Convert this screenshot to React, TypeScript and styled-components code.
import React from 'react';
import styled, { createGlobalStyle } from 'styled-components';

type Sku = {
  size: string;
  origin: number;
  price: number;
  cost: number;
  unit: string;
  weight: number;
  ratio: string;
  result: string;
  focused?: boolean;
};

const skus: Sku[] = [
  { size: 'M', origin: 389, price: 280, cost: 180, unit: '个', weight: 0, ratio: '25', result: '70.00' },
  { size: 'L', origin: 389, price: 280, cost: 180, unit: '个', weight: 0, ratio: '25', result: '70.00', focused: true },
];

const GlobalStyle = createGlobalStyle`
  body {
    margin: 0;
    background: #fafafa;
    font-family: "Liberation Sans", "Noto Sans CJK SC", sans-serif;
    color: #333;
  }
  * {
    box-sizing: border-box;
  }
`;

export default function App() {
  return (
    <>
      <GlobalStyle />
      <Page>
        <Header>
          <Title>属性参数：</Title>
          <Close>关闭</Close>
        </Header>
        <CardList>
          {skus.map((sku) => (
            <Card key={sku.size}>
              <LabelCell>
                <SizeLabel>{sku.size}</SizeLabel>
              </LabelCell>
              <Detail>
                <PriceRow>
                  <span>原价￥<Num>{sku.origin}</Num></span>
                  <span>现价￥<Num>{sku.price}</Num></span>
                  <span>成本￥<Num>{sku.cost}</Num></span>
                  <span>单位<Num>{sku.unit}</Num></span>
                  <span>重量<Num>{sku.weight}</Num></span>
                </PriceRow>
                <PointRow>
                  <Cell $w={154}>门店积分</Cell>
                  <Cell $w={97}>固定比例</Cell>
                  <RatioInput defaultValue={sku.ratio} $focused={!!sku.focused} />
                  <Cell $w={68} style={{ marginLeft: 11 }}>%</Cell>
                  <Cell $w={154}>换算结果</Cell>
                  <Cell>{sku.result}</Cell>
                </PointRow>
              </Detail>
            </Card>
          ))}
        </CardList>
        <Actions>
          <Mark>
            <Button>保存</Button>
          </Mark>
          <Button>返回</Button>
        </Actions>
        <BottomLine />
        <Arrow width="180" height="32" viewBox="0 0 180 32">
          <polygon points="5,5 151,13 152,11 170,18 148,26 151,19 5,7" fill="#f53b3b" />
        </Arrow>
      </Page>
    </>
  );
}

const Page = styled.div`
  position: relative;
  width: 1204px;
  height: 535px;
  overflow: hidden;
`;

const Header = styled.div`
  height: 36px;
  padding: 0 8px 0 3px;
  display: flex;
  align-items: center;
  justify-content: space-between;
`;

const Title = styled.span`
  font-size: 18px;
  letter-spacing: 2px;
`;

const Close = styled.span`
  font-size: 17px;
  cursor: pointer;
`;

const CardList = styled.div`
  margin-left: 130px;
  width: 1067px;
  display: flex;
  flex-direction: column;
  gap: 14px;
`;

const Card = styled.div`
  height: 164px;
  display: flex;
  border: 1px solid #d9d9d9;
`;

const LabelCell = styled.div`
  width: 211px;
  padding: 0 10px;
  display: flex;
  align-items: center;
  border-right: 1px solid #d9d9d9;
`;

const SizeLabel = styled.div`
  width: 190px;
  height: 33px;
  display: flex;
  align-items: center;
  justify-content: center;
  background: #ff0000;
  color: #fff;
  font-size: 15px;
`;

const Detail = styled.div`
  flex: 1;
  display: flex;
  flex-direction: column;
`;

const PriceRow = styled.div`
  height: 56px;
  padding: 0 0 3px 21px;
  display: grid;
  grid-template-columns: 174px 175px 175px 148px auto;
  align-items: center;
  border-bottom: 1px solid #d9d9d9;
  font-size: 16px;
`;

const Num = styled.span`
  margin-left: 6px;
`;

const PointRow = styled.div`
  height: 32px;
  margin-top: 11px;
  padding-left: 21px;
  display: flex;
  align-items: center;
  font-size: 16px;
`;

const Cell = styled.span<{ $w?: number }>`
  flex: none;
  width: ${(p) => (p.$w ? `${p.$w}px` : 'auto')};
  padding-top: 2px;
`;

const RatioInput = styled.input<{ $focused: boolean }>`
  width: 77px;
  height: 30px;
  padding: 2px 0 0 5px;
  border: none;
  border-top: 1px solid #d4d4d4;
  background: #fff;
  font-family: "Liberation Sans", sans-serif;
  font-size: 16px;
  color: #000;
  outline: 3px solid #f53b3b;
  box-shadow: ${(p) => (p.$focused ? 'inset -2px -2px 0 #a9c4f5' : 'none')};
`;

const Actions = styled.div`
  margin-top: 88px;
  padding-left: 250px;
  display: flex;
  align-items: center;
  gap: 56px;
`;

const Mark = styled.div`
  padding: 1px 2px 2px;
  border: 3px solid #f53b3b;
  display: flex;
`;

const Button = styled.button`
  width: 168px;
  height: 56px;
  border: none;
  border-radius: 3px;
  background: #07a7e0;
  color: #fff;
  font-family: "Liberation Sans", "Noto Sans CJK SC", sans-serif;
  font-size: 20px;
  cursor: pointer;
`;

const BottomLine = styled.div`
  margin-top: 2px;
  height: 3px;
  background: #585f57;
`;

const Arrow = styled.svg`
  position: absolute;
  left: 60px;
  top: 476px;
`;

--- DIRECTIVE ---
Restate the listing in full, word for word.

--- COMPLETE RESPONSE ---
Convert this screenshot to React, TypeScript and styled-components code.
import React from 'react';
import styled, { createGlobalStyle } from 'styled-components';

type Sku = {
  size: string;
  origin: number;
  price: number;
  cost: number;
  unit: string;
  weight: number;
  ratio: string;
  result: string;
  focused?: boolean;
};

const skus: Sku[] = [
  { size: 'M', origin: 389, price: 280, cost: 180, unit: '个', weight: 0, ratio: '25', result: '70.00' },
  { size: 'L', origin: 389, price: 280, cost: 180, unit: '个', weight: 0, ratio: '25', result: '70.00', focused: true },
];

const GlobalStyle = createGlobalStyle`
  body {
    margin: 0;
    background: #fafafa;
    font-family: "Liberation Sans", "Noto Sans CJK SC", sans-serif;
    color: #333;
  }
  * {
    box-sizing: border-box;
  }
`;

export default function App() {
  return (
    <>
      <GlobalStyle />
      <Page>
        <Header>
          <Title>属性参数：</Title>
          <Close>关闭</Close>
        </Header>
        <CardList>
          {skus.map((sku) => (
            <Card key={sku.size}>
              <LabelCell>
                <SizeLabel>{sku.size}</SizeLabel>
              </LabelCell>
              <Detail>
                <PriceRow>
                  <span>原价￥<Num>{sku.origin}</Num></span>
                  <span>现价￥<Num>{sku.price}</Num></span>
                  <span>成本￥<Num>{sku.cost}</Num></span>
                  <span>单位<Num>{sku.unit}</Num></span>
                  <span>重量<Num>{sku.weight}</Num></span>
                </PriceRow>
                <PointRow>
                  <Cell $w={154}>门店积分</Cell>
                  <Cell $w={97}>固定比例</Cell>
                  <RatioInput defaultValue={sku.ratio} $focused={!!sku.focused} />
                  <Cell $w={68} style={{ marginLeft: 11 }}>%</Cell>
                  <Cell $w={154}>换算结果</Cell>
                  <Cell>{sku.result}</Cell>
                </PointRow>
              </Detail>
            </Card>
          ))}
        </CardList>
        <Actions>
          <Mark>
            <Button>保存</Button>
          </Mark>
          <Button>返回</Button>
        </Actions>
        <BottomLine />
        <Arrow width="180" height="32" viewBox="0 0 180 32">
          <polygon points="5,5 151,13 152,11 170,18 148,26 151,19 5,7" fill="#f53b3b" />
        </Arrow>
      </Page>
    </>
  );
}

const Page = styled.div`
  position: relative;
  width: 1204px;
  height: 535px;
  overflow: hidden;
`;

const Header = styled.div`
  height: 36px;
  padding: 0 8px 0 3px;
  display: flex;
  align-items: center;
  justify-content: space-between;
`;

const Title = styled.span`
  font-size: 18px;
  letter-spacing: 2px;
`;

const Close = styled.span`
  font-size: 17px;
  cursor: pointer;
`;

const CardList = styled.div`
  margin-left: 130px;
  width: 1067px;
  display: flex;
  flex-direction: column;
  gap: 14px;
`;

const Card = styled.div`
  height: 164px;
  display: flex;
  border: 1px solid #d9d9d9;
`;

const LabelCell = styled.div`
  width: 211px;
  padding: 0 10px;
  display: flex;
  align-items: center;
  border-right: 1px solid #d9d9d9;
`;

const SizeLabel = styled.div`
  width: 190px;
  height: 33px;
  display: flex;
  align-items: center;
  justify-content: center;
  background: #ff0000;
  color: #fff;
  font-size: 15px;
`;

const Detail = styled.div`
  flex: 1;
  display: flex;
  flex-direction: column;
`;

const PriceRow = styled.div`
  height: 56px;
  padding: 0 0 3px 21px;
  display: grid;
  grid-template-columns: 174px 175px 175px 148px auto;
  align-items: center;
  border-bottom: 1px solid #d9d9d9;
  font-size: 16px;
`;

const Num = styled.span`
  margin-left: 6px;
`;

const PointRow = styled.div`
  height: 32px;
  margin-top: 11px;
  padding-left: 21px;
  display: flex;
  align-items: center;
  font-size: 16px;
`;

const Cell = styled.span<{ $w?: number }>`
  flex: none;
  width: ${(p) => (p.$w ? `${p.$w}px` : 'auto')};
  padding-top: 2px;
`;

const RatioInput = styled.input<{ $focused: boolean }>`
  width: 77px;
  height: 30px;
  padding: 2px 0 0 5px;
  border: none;
  border-top: 1px solid #d4d4d4;
  background: #fff;
  font-family: "Liberation Sans", sans-serif;
  font-size: 16px;
  color: #000;
  outline: 3px solid #f53b3b;
  box-shadow: ${(p) => (p.$focused ? 'inset -2px -2px 0 #a9c4f5' : 'none')};
`;

const Actions = styled.div`
  margin-top: 88px;
  padding-left: 250px;
  display: flex;
  align-items: center;
  gap: 56px;
`;

const Mark = styled.div`
  padding: 1px 2px 2px;
  border: 3px solid #f53b3b;
  display: flex;
`;

const Button = styled.button`
  width: 168px;
  height: 56px;
  border: none;
  border-radius: 3px;
  background: #07a7e0;
  color: #fff;
  font-family: "Liberation Sans", "Noto Sans CJK SC", sans-serif;
  font-size: 20px;
  cursor: pointer;
`;

const BottomLine = styled.div`
  margin-top: 2px;
  height: 3px;
  background: #585f57;
`;

const Arrow = styled.svg`
  position: absolute;
  left: 60px;
  top: 476px;
`;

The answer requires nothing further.